僕は結局ほとんど眠ることもできなかった。意識が朦朧とする中、気づくと朝五時半頃にホテルの部屋を飛び出していた。ロビーに置いてあったテレビでは芸能ニュースの伝えている最中で、『BLUE WINGSの未来、意識不明の重体』と、幻の箱庭の中で騒いでいる。僕は混乱する頭を掻き分けて、息を切らせ無心で早朝の京都の街を走った。

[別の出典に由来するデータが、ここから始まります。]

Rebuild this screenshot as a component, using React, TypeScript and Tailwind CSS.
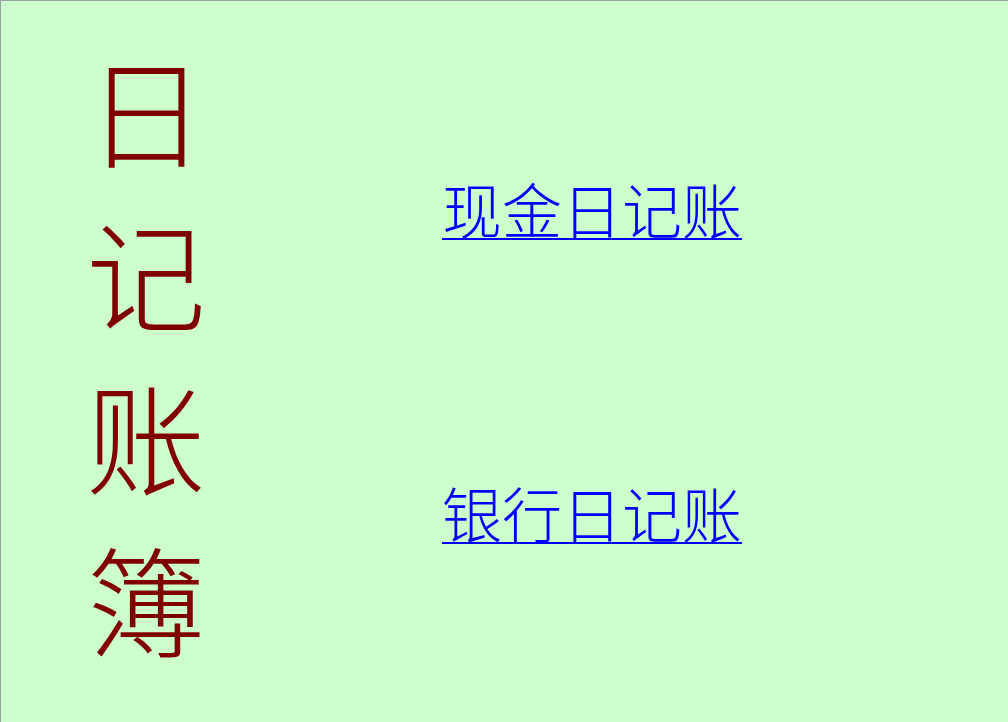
export default function App() {
  const font = { fontFamily: '"Noto Sans CJK SC", "Noto Sans", sans-serif' };
  return (
    <div
      className="w-[1008px] h-[722px] bg-[#ccffcc] border-t border-l border-[#a0a0a0] flex overflow-hidden"
      style={font}
    >
      <div className="pl-[85px] pt-[26px] w-[206px] shrink-0">
        <div className="w-[120px] text-center text-[120px] leading-[163px] font-light text-[#800000] flex flex-col">
          <span>日</span>
          <span>记</span>
          <span>账</span>
          <span>簿</span>
        </div>
      </div>
      <div className="ml-[235px] pt-[177px] flex flex-col gap-[244px]">
        <a href="#" className="text-[60px] leading-[60px] font-light text-[#0000ff] underline decoration-[2px] underline-offset-[4px] whitespace-nowrap">
          现金日记账
        </a>
        <a href="#" className="text-[60px] leading-[60px] font-light text-[#0000ff] underline decoration-[2px] underline-offset-[4px] whitespace-nowrap">
          银行日记账
        </a>
      </div>
    </div>
  );
}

辿り着いた岡崎公園には、先客として真奈海と糸佳の姿があった。真奈海は黙々と一人でダンスの練習をしていて、糸佳は立ったままそれを見届けている。僕は話しかけることもせず自販機でお茶を買い、近くにあったベンチに腰掛けると、僕の横に糸佳が座ったんだ。
「お兄ちゃん。……大丈夫ですか?」
朝の小さな弱々しい声。糸佳は昔から朝だろうと五月蝿いくらいにその甲高い声を強く耳に響かせてくる。だけど今朝はそれとは真逆の、僕の方が心配になってしまうくらいの声だった。
「ああ。大丈夫だ……僕は」
「そうですか……」
糸佳は僕の横には座ったものの、僕と顔を合わせようとはしなかった。お互いに一人練習を続ける真奈海を見つめ、それで会話が成立していた。僕らの前で空高く跳ねる舞姫、真奈海。恐らく僕の視線にも気づいているのだろうけど、やはり話しかけてくることはない。
「イトカは……ちょっと大丈夫じゃありません……」
「……そっか」
まるで糸佳さえも消えてしまうんじゃないかって、そんな声にも聞こえた。
「だって……」
「…………」
「なんであんなにいつも精一杯な美歌ちゃんが、こんな風に苦しまなくちゃいけないんですか?」
「……ああ」
「両親も亡くして、妹の美希さんとも別々に暮らしてて……それなのに……」
「…………」
糸佳の声を包み込むまだ日の出前の冷たい空気が、僕の身体を急激に冷やしてくる。
「なんで美歌ちゃんはいつも幸せになることが許されないんですか!?」
そして糸佳は、そんな悲鳴を吐露していたんだ。
「なぁ、糸佳……?」
「なんですかお兄ちゃん……?」
――つい一昨日、僕を『優一くん』と呼んできた強気の糸佳はどこへ行ったのだろう?
「美歌って、本当に幸せじゃなかったのかな?」
「え……?」
僕は糸佳のその悲鳴には、少し疑問を持ったんだ。漠然とした疑問で、何一つ確証はない。
だけど、美歌はそうじゃなかったんじゃないかって。美歌は確かに他の人より苦労している面が多いかもしれないけど、でもそれを乗り越えるだけの力をちゃんと持ってたんじゃないかって。僕は昨日京都タワーで美歌の話を聞きながら、それを再確認していたんだ。